Though it seems like gibberish at a glance, the book rewards careful examination. Capitals are not distributed but come and go in waves, giving clues to the content. Unsurprisingly, there are far more capital Js than lowercase. The capital K's appear in clumps as a name or the title 'King' is used. And there are exactly 7 uppercase Qs.
Without the distraction of recognizable words, the structure of the Bible is laid bare. Books vary greatly in length and structure; from the dense early Old Testament, carrying through the brief Apocrypha, to the poetry of the New Testament.

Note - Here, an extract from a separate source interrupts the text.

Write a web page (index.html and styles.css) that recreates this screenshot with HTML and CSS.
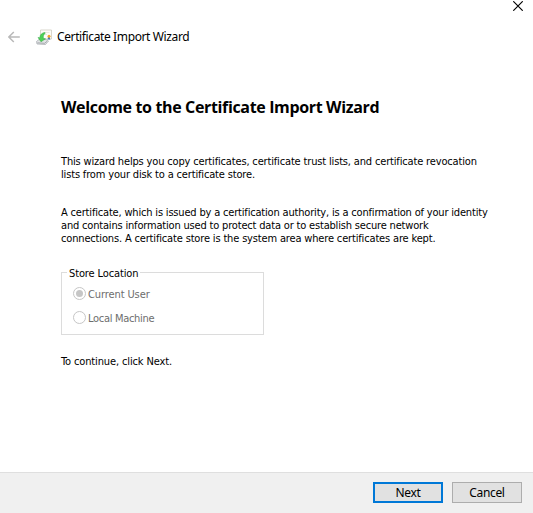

The cover is leather with a hot foil stamped title. The pages are acid and lignen free so they won't yellow, and cleat sewn into the spine rather than glued. In short, the book is of archival quality. If stored in a consistently cool, dark, fairly dry place it should last a few dozen centuries.
There are 26 copies of the Well-Sorted Version. Each is initialed and sequentially lettered in a small stamp on the last endpaper.
I got my idea from a similar project by Tauba Auerbach, which was laser-printed and hand-bound in cloth. Her Bible was sorted letters: a wall of text from A to Z, with no spaces or structure. I was curious about how I would write a program to alphabetize a book, so I hacked one out in a few hours and ran it on a text file of the Bible.
As soon as I saw the output I was hooked. I wanted to see what it would look like with the word spacing. Then, with punctuation. Finally, I wanted to see it with the full structure of the Bible, complete with headings and verse numbers, and typeset as a book. Not just on a screen, but in my hands.
To make that happen, I researched typography, printing, and document formatting systems. About half of my time went into writing the program to consume and produce typeset text. I used a document markup language called TeX that produces very high-quality output, but it was difficult to write a program that could alphabetize the text without alphabetizing the formatting commands.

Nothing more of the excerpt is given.